• **YOUR TASK**
All lines from the one containing "Write a component" through the last line of the listing below are to be copied exactly. Exclude the pictures.

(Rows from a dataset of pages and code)
□ □ □

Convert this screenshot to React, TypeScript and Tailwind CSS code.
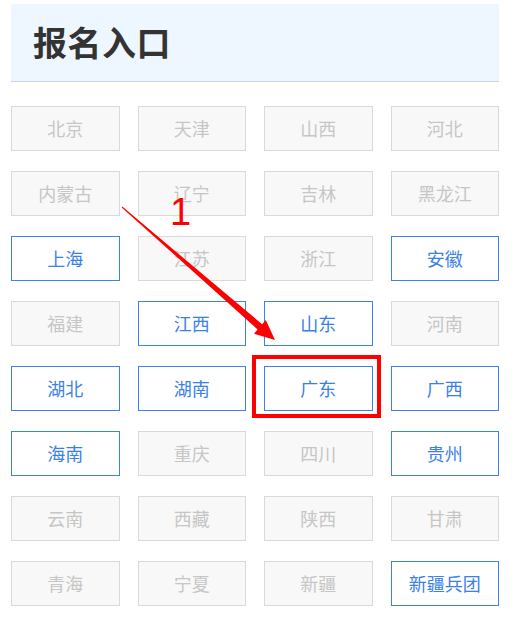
import React from "react";

const items: [string, boolean][] = [
  ["北京", false], ["天津", false], ["山西", false], ["河北", false],
  ["内蒙古", false], ["辽宁", false], ["吉林", false], ["黑龙江", false],
  ["上海", true], ["江苏", false], ["浙江", false], ["安徽", true],
  ["福建", false], ["江西", true], ["山东", true], ["河南", false],
  ["湖北", true], ["湖南", true], ["广东", true], ["广西", true],
  ["海南", true], ["重庆", false], ["四川", false], ["贵州", true],
  ["云南", false], ["西藏", false], ["陕西", false], ["甘肃", false],
  ["青海", false], ["宁夏", false], ["新疆", false], ["新疆兵团", true],
];

export default function App() {
  return (
    <div
      className="relative w-[515px] h-[623px] bg-white overflow-hidden"
      style={{ fontFamily: '"Microsoft YaHei", "Noto Sans CJK SC", "Noto Sans", sans-serif' }}
    >
      <div className="ml-[11px] pt-[4px] w-[488px]">
        <div className="h-[78px] bg-[#eef6ff] border-b border-[#c3d8ee] flex items-center pl-[22px]">
          <h1 className="text-[34px] font-bold text-[#333333] leading-none tracking-[0.5px] -mt-[2px]">报名入口</h1>
        </div>
        <div className="mt-[24px] grid grid-cols-4 gap-x-[18px] gap-y-[20px]">
          {items.map(([name, active]) => (
            <div
              key={name}
              className={
                active
                  ? "h-[45px] flex items-center justify-center border border-[#3b82f0] bg-white text-[#3b7fe9] text-[18px] leading-none"
                  : "h-[45px] flex items-center justify-center border border-[#d9d9d9] bg-[#f8f8f8] text-[#c6c6c6] text-[18px] leading-none"
              }
            >
              <span className="-mt-[2px]">{name}</span>
            </div>
          ))}
        </div>
      </div>

      {/* annotation: red box */}
      <div className="absolute left-[252px] top-[355px] w-[129px] h-[63px] border-[4px] border-[#ff0000] pointer-events-none" />

      {/* annotation: number */}
      <div
        className="absolute left-[170px] top-[193px] text-[38px] leading-none text-[#ff0000]"
        style={{ fontFamily: '"Liberation Sans", Arial, sans-serif' }}
      >
        1
      </div>

      {/* annotation: arrow */}
      <svg className="absolute left-0 top-0 pointer-events-none" width="515" height="623" viewBox="0 0 515 623">
        <polygon
          points="121.7,207.4 122.3,206.6 262.2,324.3 265.8,320.1 275,340 254,333.7 257.6,329.5"
          fill="#ff0000"
        />
      </svg>
    </div>
  );
}
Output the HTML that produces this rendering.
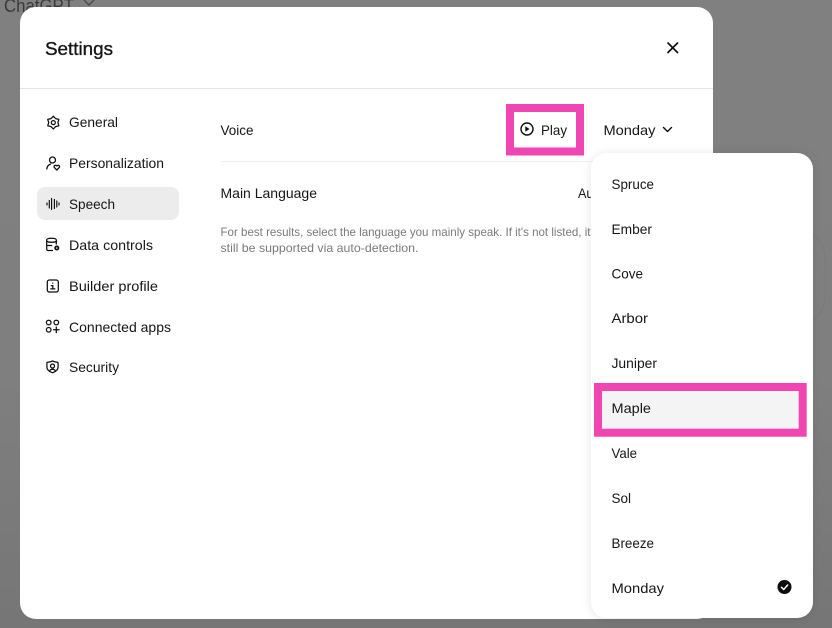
<!DOCTYPE html>
<html lang="en">
<head>
<meta charset="utf-8">
<title>Settings</title>
<style>
html,body{margin:0;padding:0;width:832px;height:628px;overflow:hidden;background:#808080}
svg{display:block}
text{font-family:"Liberation Sans",sans-serif;font-size:14px;fill:#161616}
.c{font-size:12px;fill:#7a7a7a}
.i{fill:none;stroke:#0d0d0d;stroke-width:1.25;stroke-linecap:round;stroke-linejoin:round}
</style>
</head>
<body>
<svg width="832" height="628" viewBox="0 0 832 628" xmlns="http://www.w3.org/2000/svg">
<defs>
<linearGradient id="bg" x1="0" y1="0" x2="0" y2="1">
<stop offset="0" stop-color="#808080"/>
<stop offset=".6" stop-color="#7f7f7f"/>
<stop offset="1" stop-color="#767676"/>
</linearGradient>
<filter id="sh" x="-20%" y="-10%" width="140%" height="120%">
<feDropShadow dx="0" dy="1" stdDeviation="5" flood-color="#000" flood-opacity=".1"/>
</filter>
</defs>
<rect width="832" height="628" fill="url(#bg)"/>
<rect x="640" y="228" width="185" height="98" rx="30" fill="none" stroke="#7a7a7a" stroke-width="1"/>
<text x="4" y="12" style="font-size:18px;fill:#3a3a3a" textLength="70" lengthAdjust="spacingAndGlyphs">ChatGPT</text>
<path d="M84 0l5 5 5-5" fill="none" stroke="#4a4a4a" stroke-width="1.4"/>

<rect x="20" y="7" width="693" height="612" rx="16" fill="#fff"/>
<text x="45" y="55" style="font-size:18px;stroke:#161616;stroke-width:.35" textLength="68" lengthAdjust="spacingAndGlyphs">Settings</text>
<path d="M668 43l9.500 9.500M677.500 43L668 52.500" fill="none" stroke="#0d0d0d" stroke-width="1.700" stroke-linecap="round"/>
<rect x="20" y="88" width="693" height="1" fill="#e5e5e5"/>

<rect x="37" y="187" width="142" height="33" rx="8" fill="#ececec"/>

<!-- General: gear -->
<path class="i" d="M53.300 116.200L55.600 118.620 58.840 119.400 57.900 122.600 58.840 125.800 55.600 126.580 53.300 129 51 126.580 47.760 125.800 48.700 122.600 47.760 119.400 51 118.620Z"/>
<circle class="i" cx="53.300" cy="122.600" r="2"/>

<!-- Personalization -->
<circle class="i" cx="52.500" cy="160" r="3"/>
<path class="i" d="M46.800 169c.3-2.500 1.700-4.300 3.800-4.900"/>
<path class="i" d="M56.800 170l-2.400-2.400c-1.300-1.500.9-3.100 2.400-1.700 1.500-1.400 3.700.2 2.400 1.700z"/>

<!-- Speech -->
<path class="i" d="M47 203v2M49.300 200.500v7.500M51.600 198.500v11M54.400 199.500v9M56.800 201v6M59 203v2" style="stroke-width:1.150"/>

<!-- Data controls -->
<path class="i" d="M52.500 250.500h-4.300a1.500 1.500 0 0 1-1.500-1.500v-9c0-1.200 2-1.800 4.800-1.800s4.800.6 4.800 1.800v4M46.700 241c1 1 2.800 1.300 5.100 1.300s3.800-.3 4.800-1.300M46.700 245.500h5"/>
<circle cx="56.800" cy="248" r="2.500" fill="#0d0d0d"/>
<circle cx="56.800" cy="248" r=".8" fill="#fff"/>

<!-- Builder profile -->
<rect class="i" x="47.300" y="280" width="11" height="12" rx="2"/>
<path class="i" d="M52.800 283.200v.1M51.300 285.600h1.500v3.300M50.800 288.900h4"/>

<!-- Connected apps -->
<circle class="i" cx="48.700" cy="322.500" r="2.300"/>
<circle class="i" cx="56.300" cy="322.500" r="2.300"/>
<circle class="i" cx="48.700" cy="329.800" r="2.300"/>
<path class="i" d="M56.300 327v5.600M53.500 329.800h5.600"/>

<!-- Security -->
<path class="i" d="M52.500 361l2.500.9 2.400.3a.8.8 0 0 1 .7.8v4c0 3-2.200 4.600-5.600 5.800-3.400-1.200-5.600-2.800-5.600-5.800v-4a.8.8 0 0 1 .7-.8l2.400-.3z"/>
<circle class="i" cx="52.500" cy="366" r="2"/>
<path class="i" d="M49.400 371.300c.6-1.400 1.800-2 3.100-2s2.500.6 3.100 2"/>

<text x="69" y="127" textLength="49" lengthAdjust="spacingAndGlyphs">General</text>
<text x="69" y="168" textLength="95" lengthAdjust="spacingAndGlyphs">Personalization</text>
<text x="69" y="209" textLength="46" lengthAdjust="spacingAndGlyphs">Speech</text>
<text x="69" y="250" textLength="84" lengthAdjust="spacingAndGlyphs">Data controls</text>
<text x="69" y="291" textLength="89" lengthAdjust="spacingAndGlyphs">Builder profile</text>
<text x="69" y="332" textLength="102" lengthAdjust="spacingAndGlyphs">Connected apps</text>
<text x="69" y="372" textLength="50" lengthAdjust="spacingAndGlyphs">Security</text>

<!-- content -->
<text x="220.500" y="135" textLength="33" lengthAdjust="spacingAndGlyphs">Voice</text>
<rect x="221" y="161" width="474" height="1" fill="#f0f0f0"/>
<rect x="510" y="108" width="70" height="43.500" fill="#fff" stroke="#f046b4" stroke-width="8"/>
<circle cx="527" cy="129" r="6" fill="none" stroke="#0d0d0d" stroke-width="1.400"/>
<path d="M525.300 126.300l4.200 2.700-4.200 2.700z" fill="#0d0d0d"/>
<text x="541" y="135" textLength="26" lengthAdjust="spacingAndGlyphs">Play</text>
<rect x="586" y="104" width="1" height="50" fill="#f4f4f4"/>
<text x="603.500" y="135" textLength="52" lengthAdjust="spacingAndGlyphs">Monday</text>
<path d="M663.500 127.500l4 4 4-4" fill="none" stroke="#0d0d0d" stroke-width="1.400" stroke-linecap="round" stroke-linejoin="round"/>

<text x="220.500" y="198" textLength="96.500" lengthAdjust="spacingAndGlyphs">Main Language</text>
<text x="578" y="198" textLength="26" lengthAdjust="spacingAndGlyphs">Auto</text>
<text class="c" x="220.500" y="236" textLength="395" lengthAdjust="spacingAndGlyphs">For best results, select the language you mainly speak. If it's not listed, it may</text>
<text class="c" x="220.500" y="252" textLength="198" lengthAdjust="spacingAndGlyphs">still be supported via auto-detection.</text>

<!-- dropdown -->
<rect x="591" y="153" width="222" height="465" rx="16" fill="#fff" filter="url(#sh)"/>
<rect x="598" y="387" width="204.700" height="45.700" fill="#f4f4f4" stroke="#f046b4" stroke-width="8"/>
<text x="611.500" y="189" textLength="42.500" lengthAdjust="spacingAndGlyphs">Spruce</text>
<text x="611.500" y="234" textLength="40.500" lengthAdjust="spacingAndGlyphs">Ember</text>
<text x="611.500" y="278.500" textLength="31.500" lengthAdjust="spacingAndGlyphs">Cove</text>
<text x="611.500" y="323" textLength="36.500" lengthAdjust="spacingAndGlyphs">Arbor</text>
<text x="611.500" y="368" textLength="45.500" lengthAdjust="spacingAndGlyphs">Juniper</text>
<text x="611.500" y="413" textLength="39.500" lengthAdjust="spacingAndGlyphs">Maple</text>
<text x="611.500" y="458" textLength="25.500" lengthAdjust="spacingAndGlyphs">Vale</text>
<text x="611.500" y="503" textLength="19.500" lengthAdjust="spacingAndGlyphs">Sol</text>
<text x="611.500" y="548" textLength="42.500" lengthAdjust="spacingAndGlyphs">Breeze</text>
<text x="611.500" y="593" textLength="52.500" lengthAdjust="spacingAndGlyphs">Monday</text>
<circle cx="784.500" cy="587" r="7" fill="#0d0d0d"/>
<path d="M781.500 587.300l2.200 2.200 4-4.500" fill="none" stroke="#fff" stroke-width="1.500" stroke-linecap="round" stroke-linejoin="round"/>
</svg>
</body>
</html>
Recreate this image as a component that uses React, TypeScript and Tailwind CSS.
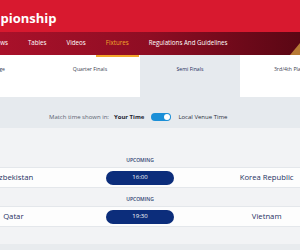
import React from "react";

const navItems = ["News", "Tables", "Videos", "Fixtures", "Regulations And Guidelines"];
const stages = ["Group Stage", "Quarter Finals", "Semi Finals", "3rd/4th Place"];

const matches = [
  { home: "Uzbekistan", away: "Korea Republic", time: "16:00" },
  { home: "Qatar", away: "Vietnam", time: "19:30" },
];

export default function App() {
  return (
    <div className="w-[300px] h-[250px] overflow-hidden bg-[#f2f3f5] font-['Open_Sans',sans-serif]">
      {/* title bar */}
      <div className="h-[32px] bg-[#d8192f] flex items-center pt-[5px]">
        <span className="ml-[-37px] whitespace-nowrap text-[13px] font-bold text-white">Championship</span>
      </div>

      {/* nav */}
      <div className="relative h-[23px] bg-gradient-to-r from-[#a9112a] via-[#8e0d23] to-[#5a0714] flex">
        <div className="ml-[-18px] flex h-full">
          {navItems.map((n) => (
            <div key={n} className="relative h-full flex items-center pb-[1px] px-[10px] whitespace-nowrap">
              <span className={"text-[6.2px] font-medium " + (n === "Fixtures" ? "text-[#f4a62a]" : "text-white")}>{n}</span>
              {n === "Fixtures" && (
                <div className="absolute left-0 right-0 bottom-[-2px] h-[2px] bg-[#f4a62a]" />
              )}
            </div>
          ))}
        </div>
        <div className="absolute right-0 bottom-0 w-0 h-0 border-l-[10px] border-l-transparent border-b-[12px] border-b-[#b77a35]" />
      </div>

      {/* stage tabs */}
      <div className="h-[42px] bg-white flex ml-[-60px] w-[400px]">
        {stages.map((s) => (
          <div
            key={s}
            className={
              "w-[100px] pt-[11px] text-center text-[5.2px] whitespace-nowrap " +
              (s === "Semi Finals" ? "bg-[#e6eaee] text-[#1d2c5a]" : "text-[#3a4252]")
            }
          >
            {s}
          </div>
        ))}
      </div>

      {/* time toggle */}
      <div className="h-[31px] bg-[#e6eaee] flex items-center pt-[9px] pl-[49px] text-[6px] whitespace-nowrap">
        <span className="text-[#5b6270]">Match time shown in:</span>
        <span className="ml-[5px] font-bold text-[#1f2533]">Your Time</span>
        <div className="ml-[7px] w-[20px] h-[8px] rounded-full bg-[#1b8fd7] flex items-center justify-end pr-[1px]">
          <div className="w-[6px] h-[6px] rounded-full bg-white" />
        </div>
        <span className="ml-[7px] text-[#2a3040]">Local Venue Time</span>
      </div>

      {/* fixtures */}
      <div className="pt-[29px] flex flex-col">
        {matches.map((m, i) => (
          <div key={m.time} className={i > 0 ? "mt-[8px]" : ""}>
            <div className="ml-[-50px] w-[380px] grid grid-cols-3 h-[8px] items-center">
              <div />
              <div className="text-center text-[5px] font-semibold text-[#2d3f70] uppercase">Upcoming</div>
              <div />
            </div>
            <div className="mt-[2px] h-[21px] bg-[#fdfdfd] border-y border-[#e4e7eb]">
              <div className="ml-[-50px] w-[380px] h-full grid grid-cols-3 items-center">
                <div className="text-center text-[7.7px] font-medium text-[#1f3163] whitespace-nowrap">{m.home}</div>
                <div className="flex justify-center">
                  <div className="w-[68px] h-[14px] rounded-full bg-[#0c2d7b] flex items-center justify-center text-[6px] text-white">
                    {m.time}
                  </div>
                </div>
                <div className="text-center text-[7.7px] font-medium text-[#1f3163] whitespace-nowrap">{m.away}</div>
              </div>
            </div>
          </div>
        ))}
      </div>
      <div className="mt-[17px] h-[10px] bg-[#e8ebee]" />
    </div>
  );
}
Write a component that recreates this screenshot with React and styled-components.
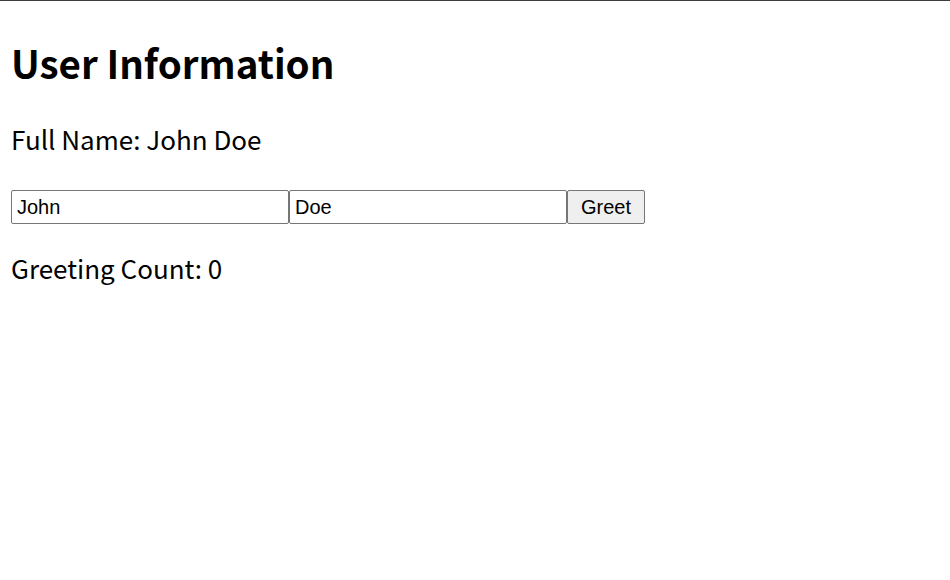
import React, { useState } from "react";
import styled, { createGlobalStyle } from "styled-components";

const Global = createGlobalStyle`
  html, body { margin: 0; padding: 0; background: #fff; }
  body { font-family: "Noto Sans CJK SC", "Noto Sans", sans-serif; color: #000; }
`;

const Page = styled.div`
  border-top: 1px solid #3c3c3c;
  padding: 0 11px;
`;

const Title = styled.h1`
  font-size: 38.5px;
  font-weight: 700;
  margin: 38px 0 0;
  line-height: 46px;
`;

const Line = styled.p`
  font-size: 26px;
  margin: ${(p) => p.$top || 0}px 0 0;
  line-height: 36px;
`;

const Row = styled.div`
  display: flex;
  margin-top: 33px;
`;

const Field = styled.input`
  width: 278px;
  height: 34px;
  box-sizing: border-box;
  font-family: "Liberation Sans", Arial, sans-serif;
  font-size: 20px;
  padding: 1px 5px;
  border: 1px solid #767676;
  border-radius: 2px;
  margin: 0;
  color: #000;
`;

const Button = styled.button`
  width: 78px;
  height: 34px;
  box-sizing: border-box;
  font-family: "Liberation Sans", Arial, sans-serif;
  font-size: 20px;
  border: 1px solid #767676;
  border-radius: 2px;
  background: #efefef;
  color: #000;
  margin: 0;
  padding: 1px 6px;
`;

export default function App() {
  const [first, setFirst] = useState("John");
  const [last, setLast] = useState("Doe");
  const [count, setCount] = useState(0);
  return (
    <Page>
      <Global />
      <Title>User Information</Title>
      <Line $top={36}>Full Name: {first} {last}</Line>
      <Row>
        <Field value={first} onChange={(e) => setFirst(e.target.value)} />
        <Field value={last} onChange={(e) => setLast(e.target.value)} />
        <Button onClick={() => setCount(count + 1)}>Greet</Button>
      </Row>
      <Line $top={26}>Greeting Count: {count}</Line>
    </Page>
  );
}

□ □ □

• **RESPONSE FOR THIS EXERCISE**
Write a component that recreates this screenshot with React and styled-components.
import React, { useState } from "react";
import styled, { createGlobalStyle } from "styled-components";

const Global = createGlobalStyle`
  html, body { margin: 0; padding: 0; background: #fff; }
  body { font-family: "Noto Sans CJK SC", "Noto Sans", sans-serif; color: #000; }
`;

const Page = styled.div`
  border-top: 1px solid #3c3c3c;
  padding: 0 11px;
`;

const Title = styled.h1`
  font-size: 38.5px;
  font-weight: 700;
  margin: 38px 0 0;
  line-height: 46px;
`;

const Line = styled.p`
  font-size: 26px;
  margin: ${(p) => p.$top || 0}px 0 0;
  line-height: 36px;
`;

const Row = styled.div`
  display: flex;
  margin-top: 33px;
`;

const Field = styled.input`
  width: 278px;
  height: 34px;
  box-sizing: border-box;
  font-family: "Liberation Sans", Arial, sans-serif;
  font-size: 20px;
  padding: 1px 5px;
  border: 1px solid #767676;
  border-radius: 2px;
  margin: 0;
  color: #000;
`;

const Button = styled.button`
  width: 78px;
  height: 34px;
  box-sizing: border-box;
  font-family: "Liberation Sans", Arial, sans-serif;
  font-size: 20px;
  border: 1px solid #767676;
  border-radius: 2px;
  background: #efefef;
  color: #000;
  margin: 0;
  padding: 1px 6px;
`;

export default function App() {
  const [first, setFirst] = useState("John");
  const [last, setLast] = useState("Doe");
  const [count, setCount] = useState(0);
  return (
    <Page>
      <Global />
      <Title>User Information</Title>
      <Line $top={36}>Full Name: {first} {last}</Line>
      <Row>
        <Field value={first} onChange={(e) => setFirst(e.target.value)} />
        <Field value={last} onChange={(e) => setLast(e.target.value)} />
        <Button onClick={() => setCount(count + 1)}>Greet</Button>
      </Row>
      <Line $top={26}>Greeting Count: {count}</Line>
    </Page>
  );
}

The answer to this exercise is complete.